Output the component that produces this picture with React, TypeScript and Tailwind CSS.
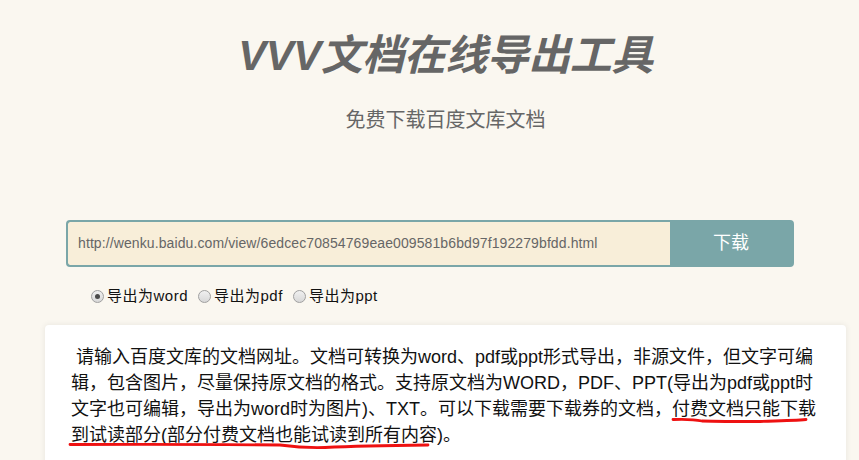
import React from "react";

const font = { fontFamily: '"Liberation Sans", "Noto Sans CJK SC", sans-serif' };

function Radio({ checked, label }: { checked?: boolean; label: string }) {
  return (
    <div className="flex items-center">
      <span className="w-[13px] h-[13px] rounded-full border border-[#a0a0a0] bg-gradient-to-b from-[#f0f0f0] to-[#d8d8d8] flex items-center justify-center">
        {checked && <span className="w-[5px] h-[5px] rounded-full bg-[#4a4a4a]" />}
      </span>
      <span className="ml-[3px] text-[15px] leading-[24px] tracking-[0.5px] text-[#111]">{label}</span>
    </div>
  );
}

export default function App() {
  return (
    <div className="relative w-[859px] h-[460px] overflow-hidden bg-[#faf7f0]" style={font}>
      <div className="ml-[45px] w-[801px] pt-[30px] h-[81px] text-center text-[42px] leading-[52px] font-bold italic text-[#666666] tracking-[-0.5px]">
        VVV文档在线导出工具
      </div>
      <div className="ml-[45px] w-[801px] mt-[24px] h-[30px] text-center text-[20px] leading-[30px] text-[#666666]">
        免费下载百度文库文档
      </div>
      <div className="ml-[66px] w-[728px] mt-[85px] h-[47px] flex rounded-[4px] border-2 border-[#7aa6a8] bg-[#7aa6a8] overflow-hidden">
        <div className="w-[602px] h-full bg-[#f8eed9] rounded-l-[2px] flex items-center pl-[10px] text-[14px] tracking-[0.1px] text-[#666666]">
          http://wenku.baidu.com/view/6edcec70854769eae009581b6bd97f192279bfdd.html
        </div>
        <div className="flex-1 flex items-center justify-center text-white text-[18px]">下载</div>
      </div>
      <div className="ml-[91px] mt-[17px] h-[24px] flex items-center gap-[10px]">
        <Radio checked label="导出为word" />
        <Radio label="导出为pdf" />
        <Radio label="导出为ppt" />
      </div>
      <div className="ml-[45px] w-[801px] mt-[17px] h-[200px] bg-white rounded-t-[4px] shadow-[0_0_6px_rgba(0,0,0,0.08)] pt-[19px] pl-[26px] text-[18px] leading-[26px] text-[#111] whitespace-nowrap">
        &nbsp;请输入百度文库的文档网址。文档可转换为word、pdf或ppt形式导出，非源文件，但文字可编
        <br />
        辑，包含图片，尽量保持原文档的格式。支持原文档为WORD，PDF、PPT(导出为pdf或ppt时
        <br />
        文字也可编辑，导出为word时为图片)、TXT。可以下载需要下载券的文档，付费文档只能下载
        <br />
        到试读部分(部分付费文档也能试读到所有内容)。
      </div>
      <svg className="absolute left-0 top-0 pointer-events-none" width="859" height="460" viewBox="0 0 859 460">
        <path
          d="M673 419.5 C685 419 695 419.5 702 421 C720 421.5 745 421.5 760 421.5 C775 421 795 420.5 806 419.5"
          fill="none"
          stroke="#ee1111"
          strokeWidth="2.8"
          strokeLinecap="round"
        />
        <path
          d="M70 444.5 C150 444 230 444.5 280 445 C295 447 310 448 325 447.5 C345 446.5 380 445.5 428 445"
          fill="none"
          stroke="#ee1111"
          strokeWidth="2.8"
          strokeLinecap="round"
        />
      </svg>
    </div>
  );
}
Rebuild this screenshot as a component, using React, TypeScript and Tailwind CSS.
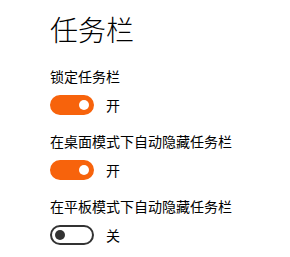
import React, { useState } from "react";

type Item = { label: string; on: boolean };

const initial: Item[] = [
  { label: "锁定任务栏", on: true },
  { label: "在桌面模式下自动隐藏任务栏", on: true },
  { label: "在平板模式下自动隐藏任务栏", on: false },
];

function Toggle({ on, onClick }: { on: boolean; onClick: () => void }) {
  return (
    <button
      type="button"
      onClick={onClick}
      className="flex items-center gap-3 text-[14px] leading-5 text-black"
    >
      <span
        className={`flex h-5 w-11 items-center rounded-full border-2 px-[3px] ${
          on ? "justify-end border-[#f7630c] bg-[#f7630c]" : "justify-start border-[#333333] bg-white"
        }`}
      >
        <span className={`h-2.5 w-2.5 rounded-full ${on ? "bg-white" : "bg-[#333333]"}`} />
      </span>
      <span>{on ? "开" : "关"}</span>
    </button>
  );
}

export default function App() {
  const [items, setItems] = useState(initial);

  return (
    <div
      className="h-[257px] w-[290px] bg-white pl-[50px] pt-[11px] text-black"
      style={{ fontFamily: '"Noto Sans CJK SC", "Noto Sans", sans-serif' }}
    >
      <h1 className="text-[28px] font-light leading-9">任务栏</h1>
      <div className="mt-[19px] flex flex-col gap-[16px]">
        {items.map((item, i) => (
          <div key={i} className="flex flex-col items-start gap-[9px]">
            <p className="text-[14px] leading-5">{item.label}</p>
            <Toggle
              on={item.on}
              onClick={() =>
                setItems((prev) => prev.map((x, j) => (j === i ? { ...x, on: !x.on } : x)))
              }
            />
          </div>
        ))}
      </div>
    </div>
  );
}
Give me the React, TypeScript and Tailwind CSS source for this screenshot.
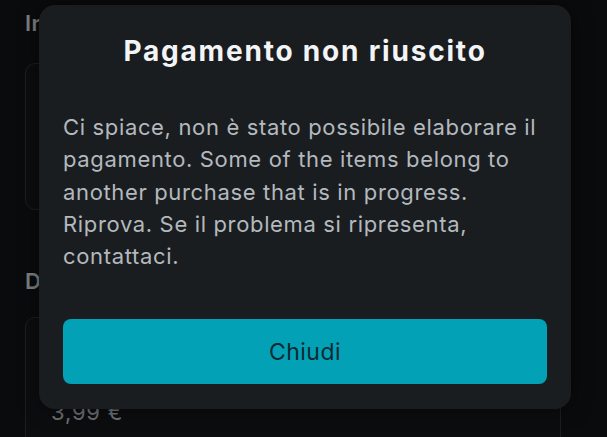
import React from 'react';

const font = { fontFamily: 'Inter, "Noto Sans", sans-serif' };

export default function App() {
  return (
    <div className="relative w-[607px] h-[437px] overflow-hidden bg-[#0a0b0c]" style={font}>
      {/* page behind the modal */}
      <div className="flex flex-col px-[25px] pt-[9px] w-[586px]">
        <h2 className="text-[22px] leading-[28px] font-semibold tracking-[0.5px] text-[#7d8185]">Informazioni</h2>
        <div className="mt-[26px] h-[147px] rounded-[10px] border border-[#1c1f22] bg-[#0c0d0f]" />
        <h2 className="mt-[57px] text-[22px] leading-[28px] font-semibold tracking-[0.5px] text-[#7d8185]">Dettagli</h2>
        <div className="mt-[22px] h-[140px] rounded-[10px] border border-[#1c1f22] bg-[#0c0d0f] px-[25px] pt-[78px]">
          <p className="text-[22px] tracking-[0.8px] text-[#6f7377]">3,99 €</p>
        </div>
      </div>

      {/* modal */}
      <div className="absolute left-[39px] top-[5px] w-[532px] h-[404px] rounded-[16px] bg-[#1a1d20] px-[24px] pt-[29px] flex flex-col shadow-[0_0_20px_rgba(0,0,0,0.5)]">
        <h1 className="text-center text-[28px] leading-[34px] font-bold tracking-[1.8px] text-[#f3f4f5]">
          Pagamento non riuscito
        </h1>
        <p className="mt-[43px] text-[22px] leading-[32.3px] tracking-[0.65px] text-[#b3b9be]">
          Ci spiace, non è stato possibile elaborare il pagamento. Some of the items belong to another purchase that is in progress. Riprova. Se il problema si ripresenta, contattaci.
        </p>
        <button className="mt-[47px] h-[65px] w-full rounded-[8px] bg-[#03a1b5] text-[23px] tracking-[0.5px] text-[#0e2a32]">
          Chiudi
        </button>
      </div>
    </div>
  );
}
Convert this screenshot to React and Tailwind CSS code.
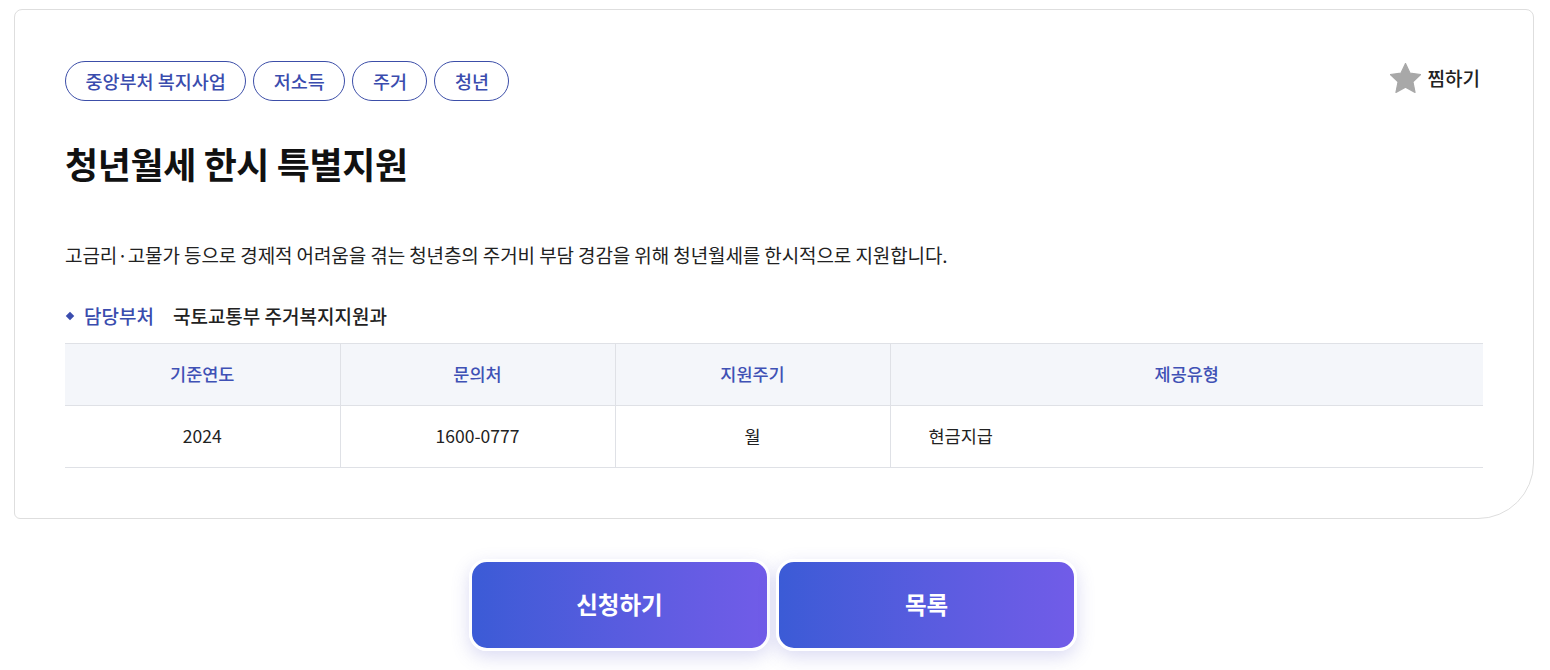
- - - - -
**Objective:** List each line of the entries that holds the string "component".

**Reply to the task:**
Output the component that produces this picture with React, TypeScript and Tailwind CSS.
Rebuild this screenshot as a component, using React, TypeScript and Tailwind CSS.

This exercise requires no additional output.